17: What is regularization, and how does it work?
Answer: Regularization is a technique used in machine learning to prevent overfitting, which occurs when a model is trained too well on the training data and is unable to generalize to new, unseen data. Regularization works by adding a penalty term to the loss function during training, which encourages the model to learn simpler and more generalizable patterns in the data.
18: What is the curse of dimensionality, and how does it affect machine learning?
Answer: The curse of dimensionality refers to the problem of having too many features or dimensions in the data. This can lead to overfitting and poor performance in machine learning models. This is because as the number of features increases, the amount of data needed to train the model also increases exponentially.
19: What is a hyperparameter, and how is it different from a parameter?
Answer: A hyperparameter is a setting or configuration of a machine learning algorithm that is set by the user, rather than learning from the data. Examples of hyperparameters include learning rate, number of hidden layers, and regularization strength.
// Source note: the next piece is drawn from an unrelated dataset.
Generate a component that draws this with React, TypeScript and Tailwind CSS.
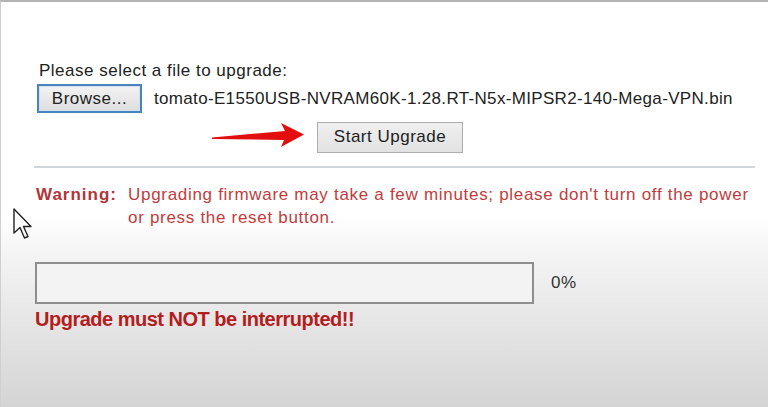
export default function App() {
  return (
    <div
      className="relative h-[407px] w-[768px] overflow-hidden border-t-2 border-l border-t-[#b4b4b4] border-l-[#cfcfcf] bg-[linear-gradient(to_bottom,#ffffff_0px,#ffffff_215px,#f2f2f2_260px,#d4d4d4_405px)] text-[#222] font-['Liberation_Sans',Arial,sans-serif]"
    >
      <div className="pl-[38px] pt-[59px] text-[17px] leading-[20px] tracking-[0.5px]">
        Please select a file to upgrade:
      </div>

      <div className="mt-[3px] flex items-center pl-[36px]">
        <button className="h-[29px] w-[105px] border-2 border-[#4a83bd] bg-[linear-gradient(to_bottom,#f3f3f3,#dedede)] text-[17px] leading-[20px] tracking-[0.5px] text-[#222] shadow-[inset_0_0_0_1px_#cfe0f1]">
          Browse...
        </button>
        <span className="ml-[12px] text-[17px] leading-[20px] tracking-[0.33px]">
          tomato-E1550USB-NVRAM60K-1.28.RT-N5x-MIPSR2-140-Mega-VPN.bin
        </span>
      </div>

      <div className="mt-[8px] flex items-center pl-[208px]">
        <RedArrow />
        <button className="ml-[12px] h-[31px] w-[146px] border border-[#adadad] bg-[linear-gradient(to_bottom,#efefef,#e2e2e2)] text-[17px] leading-[20px] tracking-[0.5px] text-[#222]">
          Start Upgrade
        </button>
      </div>

      <div className="ml-[33px] mr-[13px] mt-[13px] h-[2px] bg-[#d0d6dc]" />

      <div className="mt-[15px] flex pl-[35px] text-[17px] leading-[23px]">
        <div className="w-[92px] font-bold tracking-[1px] text-[#b23636]">Warning:</div>
        <div className="w-[636px] text-[#c23c3c] tracking-[0.7px]">
          Upgrading firmware may take a few minutes; please don&apos;t turn off the power
          <br />
          or press the reset button.
        </div>
      </div>

      <div className="mt-[33px] flex items-center pl-[34px]">
        <div className="h-[42px] w-[499px] border-2 border-[#8e8e8e] bg-[#f3f3f3]" />
        <span className="ml-[17px] text-[17px] tracking-[0.5px] text-[#333]">0%</span>
      </div>

      <div className="mt-[4px] pl-[34px] text-[20px] leading-[22px] font-bold tracking-[-0.5px] text-[#b31d1d]">
        Upgrade must NOT be interrupted!!
      </div>

      <Cursor />
    </div>
  );
}

function RedArrow() {
  return (
    <svg width="96" height="32" viewBox="0 0 96 32">
      <polygon points="3,16.5 76,10 72,2 95,13.5 72,26 75,19 3,18" fill="#e30e0e" />
    </svg>
  );
}

function Cursor() {
  return (
    <svg className="absolute left-[11px] top-[205px]" width="22" height="34" viewBox="0 0 22 34">
      <path
        d="M2 2 L2 26 L8 20.5 L12.5 31 L16 29.5 L11.5 19.5 L19 19.5 Z"
        fill="#fff"
        stroke="#222"
        strokeWidth="1.4"
        strokeLinejoin="round"
      />
    </svg>
  );
}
Parameters, on the other hand, are values that are learned from the data during training, such as the weights of a neural network.
20: What is the difference between a generative adversarial network (GAN) and a variational autoencoder (VAE)?
Answer: A GAN is a type of neural network that learns to generate new data that is similar to a training set, while a VAE is a generative model that learns to reconstruct input data with a low-dimensional latent representation. GANs use a discriminator network to distinguish between real and generated data, while VAEs use a probabilistic encoder and decoder to learn the latent representation of the input data.